• **WHAT IS EXPECTED**
Leave out the pictures, and retype only the lines from the beginning of the material through the line that contains "import React from", including both.

• **PROVIDED MATERIAL**
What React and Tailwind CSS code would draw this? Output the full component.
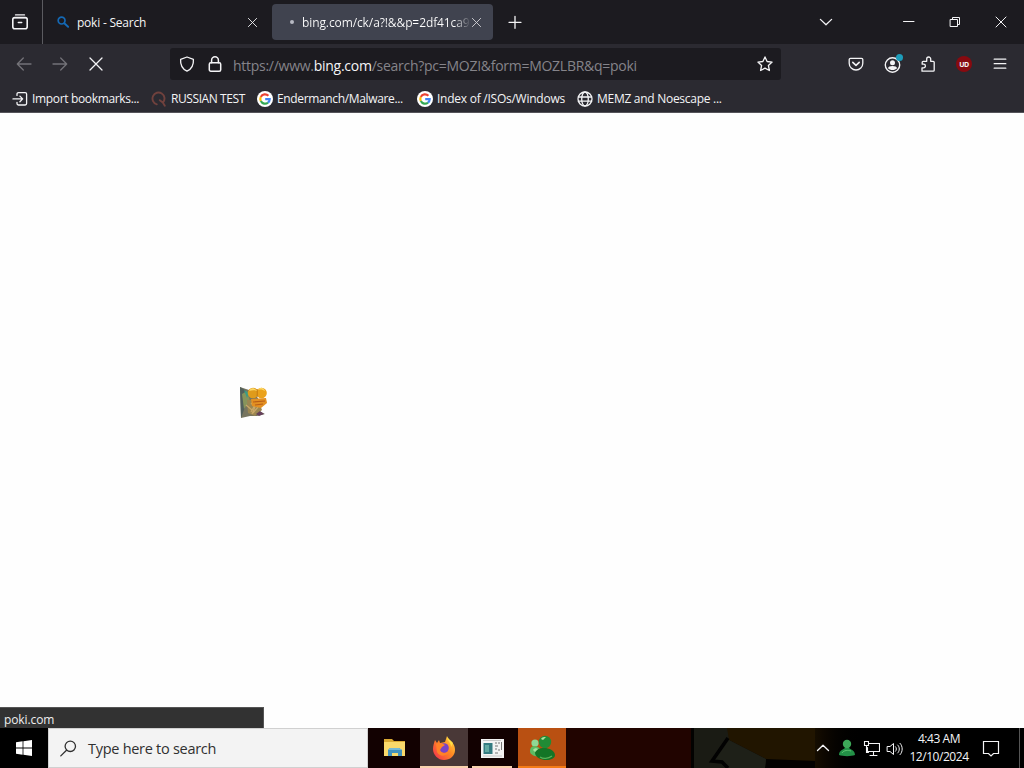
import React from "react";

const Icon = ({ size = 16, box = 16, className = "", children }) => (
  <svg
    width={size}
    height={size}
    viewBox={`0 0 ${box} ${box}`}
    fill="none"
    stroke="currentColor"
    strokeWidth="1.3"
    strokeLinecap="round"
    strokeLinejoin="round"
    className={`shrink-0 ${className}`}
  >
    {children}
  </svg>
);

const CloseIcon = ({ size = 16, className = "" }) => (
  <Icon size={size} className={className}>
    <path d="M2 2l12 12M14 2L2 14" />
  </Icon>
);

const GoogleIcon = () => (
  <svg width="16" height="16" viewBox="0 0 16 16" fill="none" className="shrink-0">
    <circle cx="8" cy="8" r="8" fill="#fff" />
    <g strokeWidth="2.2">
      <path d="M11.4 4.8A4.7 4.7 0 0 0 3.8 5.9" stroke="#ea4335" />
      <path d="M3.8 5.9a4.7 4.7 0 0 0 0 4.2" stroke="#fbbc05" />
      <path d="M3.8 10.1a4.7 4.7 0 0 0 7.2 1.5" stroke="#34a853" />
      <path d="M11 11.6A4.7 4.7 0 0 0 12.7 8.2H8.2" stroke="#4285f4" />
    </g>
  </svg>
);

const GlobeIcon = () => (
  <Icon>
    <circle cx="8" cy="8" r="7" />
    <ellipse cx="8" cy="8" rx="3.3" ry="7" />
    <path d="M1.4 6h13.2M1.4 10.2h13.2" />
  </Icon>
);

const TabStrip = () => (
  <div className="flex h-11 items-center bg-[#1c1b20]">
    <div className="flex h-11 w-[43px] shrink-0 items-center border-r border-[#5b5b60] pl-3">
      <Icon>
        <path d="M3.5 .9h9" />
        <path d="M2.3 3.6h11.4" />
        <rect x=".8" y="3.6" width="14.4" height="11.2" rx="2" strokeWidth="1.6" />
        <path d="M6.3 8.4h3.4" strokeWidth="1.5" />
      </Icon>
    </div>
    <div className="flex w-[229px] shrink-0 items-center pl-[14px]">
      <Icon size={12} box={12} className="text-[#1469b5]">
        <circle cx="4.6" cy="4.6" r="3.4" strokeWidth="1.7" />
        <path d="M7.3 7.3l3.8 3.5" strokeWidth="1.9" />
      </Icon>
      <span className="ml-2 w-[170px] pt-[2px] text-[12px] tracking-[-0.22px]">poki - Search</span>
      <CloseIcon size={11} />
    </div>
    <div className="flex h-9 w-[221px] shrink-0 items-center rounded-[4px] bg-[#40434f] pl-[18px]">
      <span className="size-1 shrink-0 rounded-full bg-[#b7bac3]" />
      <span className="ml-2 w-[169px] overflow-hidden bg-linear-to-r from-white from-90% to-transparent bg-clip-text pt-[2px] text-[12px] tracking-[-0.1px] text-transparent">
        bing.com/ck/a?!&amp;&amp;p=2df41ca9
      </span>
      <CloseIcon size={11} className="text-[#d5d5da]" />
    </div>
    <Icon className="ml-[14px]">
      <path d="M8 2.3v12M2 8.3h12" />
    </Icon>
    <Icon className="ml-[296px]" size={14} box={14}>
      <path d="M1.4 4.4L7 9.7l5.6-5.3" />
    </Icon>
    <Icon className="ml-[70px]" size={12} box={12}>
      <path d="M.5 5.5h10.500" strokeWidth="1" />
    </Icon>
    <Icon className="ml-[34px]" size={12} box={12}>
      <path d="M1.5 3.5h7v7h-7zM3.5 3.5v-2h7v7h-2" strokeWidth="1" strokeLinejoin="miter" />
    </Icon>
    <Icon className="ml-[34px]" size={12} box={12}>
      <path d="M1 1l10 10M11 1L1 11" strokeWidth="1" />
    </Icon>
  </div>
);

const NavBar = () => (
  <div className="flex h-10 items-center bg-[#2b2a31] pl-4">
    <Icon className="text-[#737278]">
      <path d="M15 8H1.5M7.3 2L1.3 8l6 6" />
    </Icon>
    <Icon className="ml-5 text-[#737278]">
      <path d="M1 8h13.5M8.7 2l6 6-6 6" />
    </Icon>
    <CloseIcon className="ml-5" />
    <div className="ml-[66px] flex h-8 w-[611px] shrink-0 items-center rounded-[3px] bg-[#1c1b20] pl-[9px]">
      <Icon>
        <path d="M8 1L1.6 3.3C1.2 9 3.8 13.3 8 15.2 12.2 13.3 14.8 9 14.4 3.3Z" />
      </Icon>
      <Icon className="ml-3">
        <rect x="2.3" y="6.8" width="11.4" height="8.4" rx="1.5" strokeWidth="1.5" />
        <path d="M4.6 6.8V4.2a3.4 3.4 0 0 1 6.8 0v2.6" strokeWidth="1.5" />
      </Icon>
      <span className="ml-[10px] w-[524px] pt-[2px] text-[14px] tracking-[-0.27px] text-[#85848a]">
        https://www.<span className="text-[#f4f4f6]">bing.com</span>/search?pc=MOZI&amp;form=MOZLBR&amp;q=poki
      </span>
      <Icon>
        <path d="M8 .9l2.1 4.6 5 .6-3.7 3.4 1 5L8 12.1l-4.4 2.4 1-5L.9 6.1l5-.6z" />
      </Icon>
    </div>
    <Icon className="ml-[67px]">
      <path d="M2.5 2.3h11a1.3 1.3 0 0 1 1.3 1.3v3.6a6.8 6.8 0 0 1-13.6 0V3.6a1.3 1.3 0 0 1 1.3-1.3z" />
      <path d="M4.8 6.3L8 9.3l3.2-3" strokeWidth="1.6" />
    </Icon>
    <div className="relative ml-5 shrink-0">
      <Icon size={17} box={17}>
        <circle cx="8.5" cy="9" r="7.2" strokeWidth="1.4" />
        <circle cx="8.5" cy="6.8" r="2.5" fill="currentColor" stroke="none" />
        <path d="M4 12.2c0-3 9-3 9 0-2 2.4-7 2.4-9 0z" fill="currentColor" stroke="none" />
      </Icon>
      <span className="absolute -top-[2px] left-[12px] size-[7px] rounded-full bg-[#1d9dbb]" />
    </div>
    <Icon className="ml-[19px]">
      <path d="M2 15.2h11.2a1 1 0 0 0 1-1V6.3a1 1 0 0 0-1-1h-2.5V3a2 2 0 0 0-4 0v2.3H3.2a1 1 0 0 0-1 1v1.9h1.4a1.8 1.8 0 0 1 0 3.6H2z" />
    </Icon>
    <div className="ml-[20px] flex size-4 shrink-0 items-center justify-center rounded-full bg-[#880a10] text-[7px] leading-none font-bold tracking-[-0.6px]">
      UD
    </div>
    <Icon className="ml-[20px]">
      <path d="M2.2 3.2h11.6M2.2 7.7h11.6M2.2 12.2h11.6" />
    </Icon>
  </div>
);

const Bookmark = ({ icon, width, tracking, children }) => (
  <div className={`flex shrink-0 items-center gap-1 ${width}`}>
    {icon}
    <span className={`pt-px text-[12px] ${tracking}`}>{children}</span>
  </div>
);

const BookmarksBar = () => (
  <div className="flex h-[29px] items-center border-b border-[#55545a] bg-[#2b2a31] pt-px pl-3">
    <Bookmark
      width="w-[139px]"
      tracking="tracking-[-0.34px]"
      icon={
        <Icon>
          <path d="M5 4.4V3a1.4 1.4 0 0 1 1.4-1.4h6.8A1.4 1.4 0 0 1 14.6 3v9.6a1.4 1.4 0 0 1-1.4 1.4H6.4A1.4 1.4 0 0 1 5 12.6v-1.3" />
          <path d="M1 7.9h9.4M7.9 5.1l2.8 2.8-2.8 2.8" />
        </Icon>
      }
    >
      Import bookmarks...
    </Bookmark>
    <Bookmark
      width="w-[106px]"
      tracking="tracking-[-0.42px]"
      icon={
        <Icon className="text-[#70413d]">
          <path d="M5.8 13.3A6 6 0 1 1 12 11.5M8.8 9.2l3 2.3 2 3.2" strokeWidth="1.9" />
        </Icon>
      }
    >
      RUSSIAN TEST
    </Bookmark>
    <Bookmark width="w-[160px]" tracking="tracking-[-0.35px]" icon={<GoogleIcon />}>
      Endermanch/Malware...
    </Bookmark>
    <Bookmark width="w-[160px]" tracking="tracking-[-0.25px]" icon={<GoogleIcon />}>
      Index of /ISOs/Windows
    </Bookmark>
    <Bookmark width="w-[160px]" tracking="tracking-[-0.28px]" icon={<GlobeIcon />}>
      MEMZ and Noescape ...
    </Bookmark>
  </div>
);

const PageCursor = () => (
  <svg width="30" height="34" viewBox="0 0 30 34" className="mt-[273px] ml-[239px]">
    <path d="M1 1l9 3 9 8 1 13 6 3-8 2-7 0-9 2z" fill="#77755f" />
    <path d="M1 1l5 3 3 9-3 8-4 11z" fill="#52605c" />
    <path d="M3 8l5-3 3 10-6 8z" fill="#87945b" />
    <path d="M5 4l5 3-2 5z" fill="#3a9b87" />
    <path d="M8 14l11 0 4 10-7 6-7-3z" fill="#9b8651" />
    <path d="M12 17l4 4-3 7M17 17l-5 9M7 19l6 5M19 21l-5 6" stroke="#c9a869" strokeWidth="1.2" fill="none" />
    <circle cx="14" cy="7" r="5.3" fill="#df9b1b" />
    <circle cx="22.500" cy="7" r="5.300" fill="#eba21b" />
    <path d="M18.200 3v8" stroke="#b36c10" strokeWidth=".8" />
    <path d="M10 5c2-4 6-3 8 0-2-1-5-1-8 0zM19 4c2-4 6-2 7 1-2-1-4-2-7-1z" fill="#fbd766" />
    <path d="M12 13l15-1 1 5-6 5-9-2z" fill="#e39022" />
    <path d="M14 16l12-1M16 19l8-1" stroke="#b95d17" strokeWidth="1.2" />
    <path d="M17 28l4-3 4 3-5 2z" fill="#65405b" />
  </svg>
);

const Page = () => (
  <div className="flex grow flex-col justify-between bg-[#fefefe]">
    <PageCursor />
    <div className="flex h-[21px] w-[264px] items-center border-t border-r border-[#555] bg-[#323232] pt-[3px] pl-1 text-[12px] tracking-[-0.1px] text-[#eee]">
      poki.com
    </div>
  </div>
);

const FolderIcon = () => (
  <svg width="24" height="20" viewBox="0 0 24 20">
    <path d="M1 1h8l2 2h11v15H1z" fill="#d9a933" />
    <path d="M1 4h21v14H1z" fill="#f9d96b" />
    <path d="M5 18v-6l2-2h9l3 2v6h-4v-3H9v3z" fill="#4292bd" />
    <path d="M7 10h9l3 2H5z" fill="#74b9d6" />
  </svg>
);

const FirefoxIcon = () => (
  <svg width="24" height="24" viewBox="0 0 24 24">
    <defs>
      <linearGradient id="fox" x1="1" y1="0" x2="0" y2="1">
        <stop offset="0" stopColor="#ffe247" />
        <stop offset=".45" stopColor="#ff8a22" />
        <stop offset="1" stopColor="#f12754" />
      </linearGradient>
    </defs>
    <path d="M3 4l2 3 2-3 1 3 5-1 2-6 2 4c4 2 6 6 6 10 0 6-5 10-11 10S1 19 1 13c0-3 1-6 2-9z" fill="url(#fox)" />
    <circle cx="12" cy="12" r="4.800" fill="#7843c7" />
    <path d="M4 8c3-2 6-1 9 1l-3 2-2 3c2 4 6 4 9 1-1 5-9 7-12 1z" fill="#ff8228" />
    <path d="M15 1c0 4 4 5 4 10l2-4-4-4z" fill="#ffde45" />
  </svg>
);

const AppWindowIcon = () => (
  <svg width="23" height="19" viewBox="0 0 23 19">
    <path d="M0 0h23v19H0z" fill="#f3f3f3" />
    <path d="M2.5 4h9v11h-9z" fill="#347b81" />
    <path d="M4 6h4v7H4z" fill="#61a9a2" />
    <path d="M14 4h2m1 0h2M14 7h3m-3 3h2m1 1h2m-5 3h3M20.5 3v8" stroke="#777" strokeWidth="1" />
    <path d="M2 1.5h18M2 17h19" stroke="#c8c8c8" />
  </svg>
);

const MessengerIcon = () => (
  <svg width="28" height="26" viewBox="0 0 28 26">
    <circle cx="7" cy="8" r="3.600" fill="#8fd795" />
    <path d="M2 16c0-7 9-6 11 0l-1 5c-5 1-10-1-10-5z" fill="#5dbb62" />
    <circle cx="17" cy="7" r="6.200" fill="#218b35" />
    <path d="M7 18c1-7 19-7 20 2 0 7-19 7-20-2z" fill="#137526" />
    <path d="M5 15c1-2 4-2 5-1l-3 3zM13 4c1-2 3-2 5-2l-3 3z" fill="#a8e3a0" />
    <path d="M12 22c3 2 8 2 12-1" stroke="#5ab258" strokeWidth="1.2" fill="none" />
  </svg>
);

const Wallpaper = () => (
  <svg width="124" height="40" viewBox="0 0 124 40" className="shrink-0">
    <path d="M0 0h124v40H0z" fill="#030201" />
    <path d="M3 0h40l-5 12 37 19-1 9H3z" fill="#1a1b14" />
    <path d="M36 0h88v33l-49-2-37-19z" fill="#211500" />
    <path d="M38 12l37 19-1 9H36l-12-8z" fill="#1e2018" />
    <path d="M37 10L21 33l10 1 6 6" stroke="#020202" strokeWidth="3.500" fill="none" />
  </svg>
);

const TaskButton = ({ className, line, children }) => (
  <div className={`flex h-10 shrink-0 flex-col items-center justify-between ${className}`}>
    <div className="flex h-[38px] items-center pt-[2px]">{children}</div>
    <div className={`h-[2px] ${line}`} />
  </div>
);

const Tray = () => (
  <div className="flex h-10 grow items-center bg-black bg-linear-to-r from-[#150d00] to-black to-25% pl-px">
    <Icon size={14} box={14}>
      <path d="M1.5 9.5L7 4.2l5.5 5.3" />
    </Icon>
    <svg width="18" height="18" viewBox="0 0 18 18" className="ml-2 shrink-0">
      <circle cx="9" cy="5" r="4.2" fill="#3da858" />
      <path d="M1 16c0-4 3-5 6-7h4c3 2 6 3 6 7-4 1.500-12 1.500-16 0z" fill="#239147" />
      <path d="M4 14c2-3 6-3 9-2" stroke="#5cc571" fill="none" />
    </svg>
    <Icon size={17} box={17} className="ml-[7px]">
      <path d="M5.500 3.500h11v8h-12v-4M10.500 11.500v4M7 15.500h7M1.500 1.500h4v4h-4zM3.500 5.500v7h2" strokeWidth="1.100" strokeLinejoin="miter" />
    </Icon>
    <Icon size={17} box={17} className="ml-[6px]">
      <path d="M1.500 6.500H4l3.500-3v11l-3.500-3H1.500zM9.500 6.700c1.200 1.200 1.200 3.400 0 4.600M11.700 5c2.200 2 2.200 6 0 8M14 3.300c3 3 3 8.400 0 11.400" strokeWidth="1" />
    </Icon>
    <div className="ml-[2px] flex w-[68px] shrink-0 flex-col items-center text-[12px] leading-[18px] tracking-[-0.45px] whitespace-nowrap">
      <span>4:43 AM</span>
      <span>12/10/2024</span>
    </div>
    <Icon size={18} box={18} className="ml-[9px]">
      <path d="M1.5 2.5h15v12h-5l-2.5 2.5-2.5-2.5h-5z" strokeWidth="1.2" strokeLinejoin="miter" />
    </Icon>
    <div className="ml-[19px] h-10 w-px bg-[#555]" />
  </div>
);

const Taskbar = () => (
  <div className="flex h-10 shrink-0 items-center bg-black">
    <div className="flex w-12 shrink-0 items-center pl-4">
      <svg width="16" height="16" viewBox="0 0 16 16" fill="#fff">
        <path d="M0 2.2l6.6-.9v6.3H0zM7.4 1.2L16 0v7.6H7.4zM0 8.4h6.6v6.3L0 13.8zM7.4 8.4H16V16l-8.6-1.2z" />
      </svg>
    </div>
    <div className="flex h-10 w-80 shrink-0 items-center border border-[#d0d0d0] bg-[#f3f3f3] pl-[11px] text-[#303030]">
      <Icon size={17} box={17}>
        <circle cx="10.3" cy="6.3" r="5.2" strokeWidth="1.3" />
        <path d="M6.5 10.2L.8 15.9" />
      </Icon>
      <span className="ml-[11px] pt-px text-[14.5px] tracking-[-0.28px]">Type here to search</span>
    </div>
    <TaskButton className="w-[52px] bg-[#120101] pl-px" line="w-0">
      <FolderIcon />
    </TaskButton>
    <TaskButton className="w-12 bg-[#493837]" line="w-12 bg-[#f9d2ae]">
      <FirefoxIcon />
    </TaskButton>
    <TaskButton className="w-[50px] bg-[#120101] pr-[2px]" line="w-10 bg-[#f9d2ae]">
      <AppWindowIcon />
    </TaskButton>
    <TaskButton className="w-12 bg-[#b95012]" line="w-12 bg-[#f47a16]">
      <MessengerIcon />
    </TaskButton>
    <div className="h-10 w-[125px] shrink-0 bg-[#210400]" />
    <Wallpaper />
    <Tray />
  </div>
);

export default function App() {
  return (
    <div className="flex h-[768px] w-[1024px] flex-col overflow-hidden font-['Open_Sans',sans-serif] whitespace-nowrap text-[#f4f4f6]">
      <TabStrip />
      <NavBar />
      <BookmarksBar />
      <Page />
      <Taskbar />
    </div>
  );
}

• **WRITTEN ANSWER**
What React and Tailwind CSS code would draw this? Output the full component.
import React from "react";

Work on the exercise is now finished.